Buccaneer officials said they would focus on gas production in 2013 from both the Kenai Loop and West Eagle areas.

Buccaneer Alaska President Jim Watt said he wanted to open up the Kenai Loop and explore the area more by expanding from the current four wells to six or eight eventually.

Watt said the company wanted to duplicate its Kenai Loop success to its 50,000-acre West Eagle prospect, which is northeast of Homer and Kachemak Bay.

Spartan drilling effort

Furie Operating’s Spartan 151 jack-up rig — which came to the Inlet in the summer of 2011, drilled and spudded the KLU No. 1 well at a depth of 8,805 feet — continued its second year of drilling. It the first time an exploratory jack-up rig has worked the inlet in more than 20 years.

Company officials said they could not discuss the results of the summer’s drilling campaign or comment on the gas estimates of the Kitchen Lights Unit, but did say the company concluded drilling in October and stacked the rig for the winter.

Furie officials have said the Kitchen Lights area has optimistic shallow gas pays and promising oil deeper in the play.

Apache drills onshore near Tyonek

Apache, a company currently making headlines for its massive onshore and offshore 3D seismic data project, has already started drilling its first Cook Inlet well near Tyonek.

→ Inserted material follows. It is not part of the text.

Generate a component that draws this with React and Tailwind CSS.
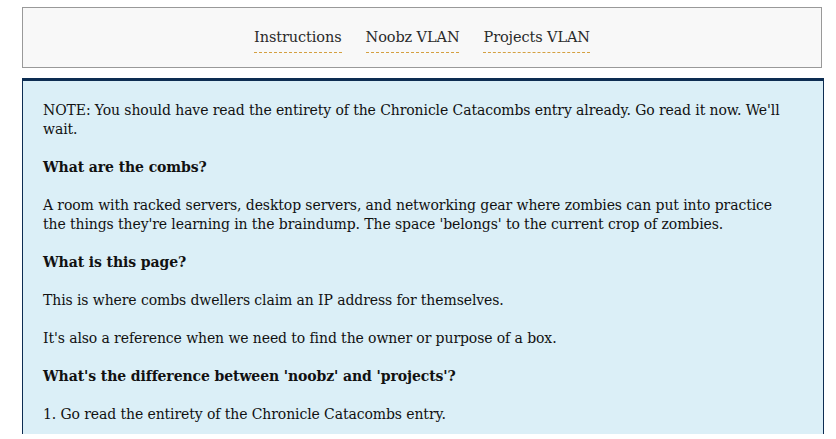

In mid-November Apache started drilling the Kaldachabuna No. 2 near Aurora Gas’ Moquawkie and Lone Creek units close.

The company hopes to drill the Kaldachabuna well to a total depth of 12,000 feet with a Patterson-UTI drilling rig it is leasing from North Dakota’s Bakken formation.

The company is targeting oil, but it is too early to tell when any hydrocarbons could reach market.

Apache has not yet committed to any additional drilling, but officials said if it were to happen, it would likely be onshore. However, offshore drilling is plausible because the company has gathered twice as much offshore seismic data as they have onshore.